The problem: From the listing, collect all lines containing the word "page".
— start of Items —
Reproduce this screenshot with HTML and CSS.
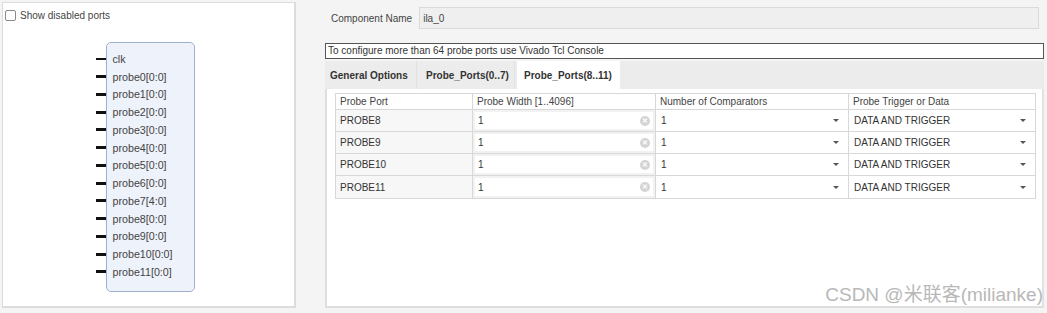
FILE: index.html
```html
<!DOCTYPE html>
<html lang="en">
<head>
  <meta charset="UTF-8">
  <title>ILA Customize</title>
  <link rel="stylesheet" href="styles.css">
</head>
<body>
  <div class="page">
    <div class="symbol-pane">
      <label class="check-row"><span class="check-box"></span>Show disabled ports</label>
      <div class="symbol">
        <div class="block">
          <div class="port"><span class="pin thin"></span>clk</div>
          <div class="port"><span class="pin"></span>probe0[0:0]</div>
          <div class="port"><span class="pin"></span>probe1[0:0]</div>
          <div class="port"><span class="pin"></span>probe2[0:0]</div>
          <div class="port"><span class="pin"></span>probe3[0:0]</div>
          <div class="port"><span class="pin"></span>probe4[0:0]</div>
          <div class="port"><span class="pin"></span>probe5[0:0]</div>
          <div class="port"><span class="pin"></span>probe6[0:0]</div>
          <div class="port"><span class="pin"></span>probe7[4:0]</div>
          <div class="port"><span class="pin"></span>probe8[0:0]</div>
          <div class="port"><span class="pin"></span>probe9[0:0]</div>
          <div class="port"><span class="pin"></span>probe10[0:0]</div>
          <div class="port"><span class="pin"></span>probe11[0:0]</div>
        </div>
      </div>
    </div>

    <div class="config-pane">
      <div class="name-row">
        <span class="name-label">Component Name</span>
        <div class="name-input">ila_0</div>
      </div>
      <div class="notice">To configure more than 64 probe ports use Vivado Tcl Console</div>
      <div class="tabs">
        <div class="tab">General Options</div>
        <div class="tab">Probe_Ports(0..7)</div>
        <div class="tab active">Probe_Ports(8..11)</div>
      </div>
      <div class="tab-body">
        <div class="grid">
          <div class="hd">Probe Port</div>
          <div class="hd">Probe Width [1..4096]</div>
          <div class="hd">Number of Comparators</div>
          <div class="hd">Probe Trigger or Data</div>

          <div class="cell name">PROBE8</div>
          <div class="cell edit"><span>1</span><span class="clear">&#x2715;</span></div>
          <div class="cell combo"><span>1</span><span class="caret"></span></div>
          <div class="cell combo"><span>DATA AND TRIGGER</span><span class="caret"></span></div>

          <div class="cell name">PROBE9</div>
          <div class="cell edit"><span>1</span><span class="clear">&#x2715;</span></div>
          <div class="cell combo"><span>1</span><span class="caret"></span></div>
          <div class="cell combo"><span>DATA AND TRIGGER</span><span class="caret"></span></div>

          <div class="cell name">PROBE10</div>
          <div class="cell edit"><span>1</span><span class="clear">&#x2715;</span></div>
          <div class="cell combo"><span>1</span><span class="caret"></span></div>
          <div class="cell combo"><span>DATA AND TRIGGER</span><span class="caret"></span></div>

          <div class="cell name">PROBE11</div>
          <div class="cell edit"><span>1</span><span class="clear">&#x2715;</span></div>
          <div class="cell combo"><span>1</span><span class="caret"></span></div>
          <div class="cell combo"><span>DATA AND TRIGGER</span><span class="caret"></span></div>
        </div>
        <div class="watermark">CSDN @米联客(milianke)</div>
      </div>
    </div>
  </div>
</body>
</html>
```

FILE: styles.css
```css
* {
  margin: 0;
  padding: 0;
  box-sizing: border-box;
}
body {
  width: 1047px;
  height: 313px;
  background: #f4f4f4;
  color: #333;
  font-family: 'Liberation Sans', Arial, 'Noto Sans CJK SC', sans-serif;
  font-size: 10px;
  overflow: hidden;
}
.page {
  display: flex;
  gap: 29px;
  padding: 2px 3px 5px 2px;
  height: 313px;
}

/* left: symbol preview */
.symbol-pane {
  width: 295px;
  background: #fff;
  border: 1px solid #dcdcdc;
  border-right-width: 2px;
  border-bottom-width: 2px;
  display: flex;
  flex-direction: column;
}
.check-row {
  display: flex;
  align-items: center;
  gap: 4px;
  padding: 4px 0 0 2px;
  height: 20px;
  color: #444;
}
.check-box {
  width: 11px;
  height: 11px;
  border: 1px solid #8a8a8a;
  border-radius: 2px;
  background: #fff;
}
.symbol {
  display: flex;
  justify-content: center;
  padding: 19px 0 0 3px;
}
.block {
  width: 89px;
  height: 250px;
  background: #eef2fa;
  border: 1px solid #9fb0cf;
  border-radius: 5px;
  padding: 7px 0 0 0;
}
.port {
  display: flex;
  align-items: center;
  height: 17.75px;
  color: #444;
  font-size: 10.7px;
  margin-left: -11px;
}
.pin {
  width: 10px;
  height: 3px;
  background: #111;
  margin-right: 7px;
}
.pin.thin {
  height: 2px;
}

/* right: configuration */
.config-pane {
  flex: 1;
  display: flex;
  flex-direction: column;
}
.name-row {
  display: flex;
  align-items: center;
  height: 41px;
  padding: 4px 5px 13px 6px;
  gap: 7px;
}
.name-label {
  color: #444;
}
.name-input {
  flex: 1;
  height: 22px;
  background: #efefef;
  border: 1px solid #dadada;
  display: flex;
  align-items: center;
  padding-left: 3px;
  color: #444;
}
.notice {
  height: 16px;
  border: 1px solid #555;
  background: #fff;
  padding-left: 2px;
  line-height: 14px;
  color: #333;
}
.tabs {
  display: flex;
  gap: 2px;
  margin-top: 2px;
  height: 28px;
  background: #ececec;
}
.tab {
  display: flex;
  align-items: center;
  padding: 0 7px;
  font-weight: bold;
  color: #333;
  white-space: nowrap;
  border-right: 1px solid #e2e2e2;
}
.tab:first-child {
  width: 92px;
  padding-left: 5px;
}
.tab:nth-child(2) {
  width: 96px;
}
.tab.active {
  width: 103px;
  background: #fff;
  border-right: none;
}
.tab-body {
  flex: 1;
  background: #fff;
  border-left: 2px solid #dedede;
  border-right: 2px solid #e2e2e2;
  border-bottom: 2px solid #dedede;
  padding: 4px 6px 0 8px;
  display: flex;
  flex-direction: column;
}

.grid {
  display: grid;
  grid-template-columns: 137px 183px 193px 186px;
  grid-template-rows: 16px repeat(4, 22px);
  border: 1px solid #d8d8d8;
}
.hd {
  display: flex;
  align-items: center;
  padding-left: 4px;
  color: #444;
  border-right: 1px solid #d8d8d8;
  border-bottom: 1px solid #d8d8d8;
}
.cell {
  display: flex;
  align-items: center;
  padding: 0 5px;
  color: #333;
  border-right: 1px solid #d8d8d8;
  border-bottom: 1px solid #d8d8d8;
}
.hd:nth-child(4n),
.cell:nth-child(4n) {
  border-right: none;
}
.grid > :nth-last-child(-n+4) {
  border-bottom: none;
}
.cell.name {
  background: #f7f7f7;
  padding-left: 4px;
}
.cell.edit {
  justify-content: space-between;
  background: #fff;
  box-shadow: inset 0 0 0 2px #f2f2f2;
  padding-left: 5px;
}
.clear {
  width: 10px;
  height: 10px;
  border-radius: 50%;
  background: #d4d4d4;
  color: #fff;
  font-size: 7px;
  line-height: 10px;
  text-align: center;
  font-weight: bold;
}
.cell.combo {
  justify-content: space-between;
  padding-right: 9px;
}
.caret {
  width: 0;
  height: 0;
  border-left: 3px solid transparent;
  border-right: 3px solid transparent;
  border-top: 3px solid #555;
}
.watermark {
  margin-top: auto;
  align-self: flex-end;
  margin-right: -7px;
  margin-bottom: 1px;
  font-size: 19px;
  line-height: 20px;
  color: #b8b8b8;
}
```
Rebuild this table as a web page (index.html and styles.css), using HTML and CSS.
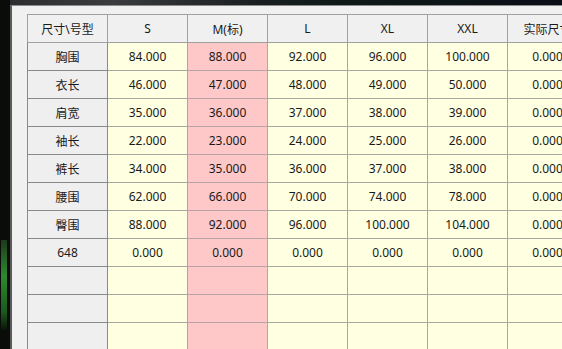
FILE: index.html
```html
<!DOCTYPE html>
<html>
<head>
<meta charset="utf-8">
<link rel="stylesheet" href="styles.css">
</head>
<body>
<div class="desk">
  <div class="strip"><div class="glow"></div></div>
  <div class="window">
    <table class="grid">
      <colgroup><col><col><col><col><col><col><col></colgroup>
      <thead>
        <tr><th>尺寸\号型</th><th>S</th><th>M(标)</th><th>L</th><th>XL</th><th>XXL</th><th>实际尺寸</th></tr>
      </thead>
      <tbody>
        <tr><th>胸围</th><td>84.000</td><td class="std">88.000</td><td>92.000</td><td>96.000</td><td>100.000</td><td>0.000</td></tr>
        <tr><th>衣长</th><td>46.000</td><td class="std">47.000</td><td>48.000</td><td>49.000</td><td>50.000</td><td>0.000</td></tr>
        <tr><th>肩宽</th><td>35.000</td><td class="std">36.000</td><td>37.000</td><td>38.000</td><td>39.000</td><td>0.000</td></tr>
        <tr><th>袖长</th><td>22.000</td><td class="std">23.000</td><td>24.000</td><td>25.000</td><td>26.000</td><td>0.000</td></tr>
        <tr><th>裤长</th><td>34.000</td><td class="std">35.000</td><td>36.000</td><td>37.000</td><td>38.000</td><td>0.000</td></tr>
        <tr><th>腰围</th><td>62.000</td><td class="std">66.000</td><td>70.000</td><td>74.000</td><td>78.000</td><td>0.000</td></tr>
        <tr><th>臀围</th><td>88.000</td><td class="std">92.000</td><td>96.000</td><td>100.000</td><td>104.000</td><td>0.000</td></tr>
        <tr><th>648</th><td>0.000</td><td class="std">0.000</td><td>0.000</td><td>0.000</td><td>0.000</td><td>0.000</td></tr>
        <tr><th></th><td></td><td class="std"></td><td></td><td></td><td></td><td></td></tr>
        <tr><th></th><td></td><td class="std"></td><td></td><td></td><td></td><td></td></tr>
        <tr><th></th><td></td><td class="std"></td><td></td><td></td><td></td><td></td></tr>
      </tbody>
    </table>
  </div>
</div>
</body>
</html>
```
FILE: styles.css
```css
html, body {
  margin: 0;
  padding: 0;
  width: 562px;
  height: 349px;
  overflow: hidden;
  background: #0d1014;
  font-family: "Noto Sans", "Noto Sans CJK SC", sans-serif;
}
.desk {
  display: flex;
  height: 349px;
  background: linear-gradient(90deg, #2a2c2e 0%, #3a3c3e 20%, #1a1f22 45%, #0f1a18 60%, #0a0e16 100%);
}
.strip {
  width: 10px;
  flex: none;
  position: relative;
  background: #0a0c0a;
}
.glow {
  position: absolute;
  left: 1px;
  top: 240px;
  width: 6px;
  height: 90px;
  background: linear-gradient(180deg, #1c3a1c, #2e8a2e 40%, #1c5a1c 80%, #0a140a);
}
.window {
  flex: 1;
  margin-top: 5px;
  border-top: 1px solid #8c8c8c;
  border-left: 2px solid #5a5a5a;
  background: #f0f0f0;
  padding: 8px 0 0 15px;
  overflow: hidden;
}
.grid {
  border-collapse: collapse;
  table-layout: fixed;
  width: 561px;
  font-size: 12px;
  color: #1a1a1a;
}
.grid col {
  width: 80px;
}
.grid th, .grid td {
  height: 27px;
  padding: 0;
  text-align: center;
  vertical-align: middle;
  white-space: nowrap;
  overflow: hidden;
  font-weight: normal;
  border: 1px solid #a8a8a0;
}
.grid thead th {
  background: #f0f0f0;
  border-color: #a0a0a0;
}
.grid tbody th {
  background: #efefef;
  border-color: #8a8a8a;
}
.grid td {
  background: #ffffe2;
}
.grid td.std {
  background: #fec8c8;
  border-color: #b8a4a4;
}
```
— end of Items —
The solution:
  <div class="page">
.page {
Rebuild this table as a web page (index.html and styles.css), using HTML and CSS.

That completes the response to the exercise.